> [Exercise description]:
Retype, exactly as they stand, the lines from the start of the data to the line that contains "const selected = 'PNG';", both ends included. Leave the pictures out.

[Begin Data section]

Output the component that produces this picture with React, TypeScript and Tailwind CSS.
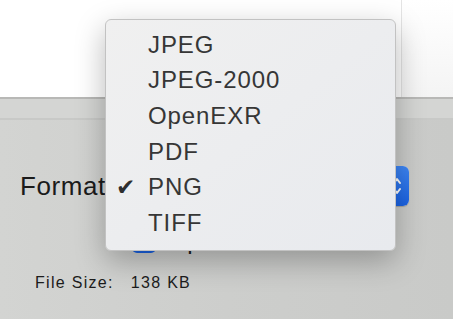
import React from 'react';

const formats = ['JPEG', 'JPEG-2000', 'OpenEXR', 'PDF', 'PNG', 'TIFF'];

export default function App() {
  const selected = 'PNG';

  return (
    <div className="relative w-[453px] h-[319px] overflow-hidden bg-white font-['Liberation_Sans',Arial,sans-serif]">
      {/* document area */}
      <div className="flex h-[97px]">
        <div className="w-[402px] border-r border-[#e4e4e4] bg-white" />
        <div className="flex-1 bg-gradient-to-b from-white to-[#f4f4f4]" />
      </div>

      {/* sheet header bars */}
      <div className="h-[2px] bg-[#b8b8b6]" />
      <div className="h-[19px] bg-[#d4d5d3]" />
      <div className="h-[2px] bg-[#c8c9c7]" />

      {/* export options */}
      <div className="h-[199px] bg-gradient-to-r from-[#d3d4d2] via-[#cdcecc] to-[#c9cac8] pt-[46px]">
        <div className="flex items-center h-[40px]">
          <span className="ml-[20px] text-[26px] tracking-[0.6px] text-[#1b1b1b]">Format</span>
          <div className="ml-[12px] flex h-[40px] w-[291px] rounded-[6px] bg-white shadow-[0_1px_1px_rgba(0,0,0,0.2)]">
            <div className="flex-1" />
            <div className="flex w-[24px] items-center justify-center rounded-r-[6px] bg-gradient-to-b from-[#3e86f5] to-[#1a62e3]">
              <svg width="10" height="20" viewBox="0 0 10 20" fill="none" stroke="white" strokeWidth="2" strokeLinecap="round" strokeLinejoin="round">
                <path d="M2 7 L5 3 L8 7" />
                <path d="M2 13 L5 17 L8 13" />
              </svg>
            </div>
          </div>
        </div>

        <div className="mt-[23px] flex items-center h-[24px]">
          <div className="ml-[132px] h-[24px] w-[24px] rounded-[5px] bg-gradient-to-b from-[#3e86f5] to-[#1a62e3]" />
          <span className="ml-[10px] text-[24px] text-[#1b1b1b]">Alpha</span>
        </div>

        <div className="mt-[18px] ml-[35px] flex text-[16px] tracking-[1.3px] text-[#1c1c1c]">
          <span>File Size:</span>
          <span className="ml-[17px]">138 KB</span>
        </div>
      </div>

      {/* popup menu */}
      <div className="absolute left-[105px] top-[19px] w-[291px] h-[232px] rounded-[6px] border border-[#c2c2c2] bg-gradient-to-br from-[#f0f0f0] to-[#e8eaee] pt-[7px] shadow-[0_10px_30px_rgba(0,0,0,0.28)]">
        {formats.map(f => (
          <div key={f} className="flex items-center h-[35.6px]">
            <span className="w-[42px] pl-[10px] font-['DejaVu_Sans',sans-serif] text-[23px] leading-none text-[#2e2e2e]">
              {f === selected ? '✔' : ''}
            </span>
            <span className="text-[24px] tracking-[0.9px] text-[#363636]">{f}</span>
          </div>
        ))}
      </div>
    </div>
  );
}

[End Data section]

> [Exercise result]:
Output the component that produces this picture with React, TypeScript and Tailwind CSS.
import React from 'react';

const formats = ['JPEG', 'JPEG-2000', 'OpenEXR', 'PDF', 'PNG', 'TIFF'];

export default function App() {
  const selected = 'PNG';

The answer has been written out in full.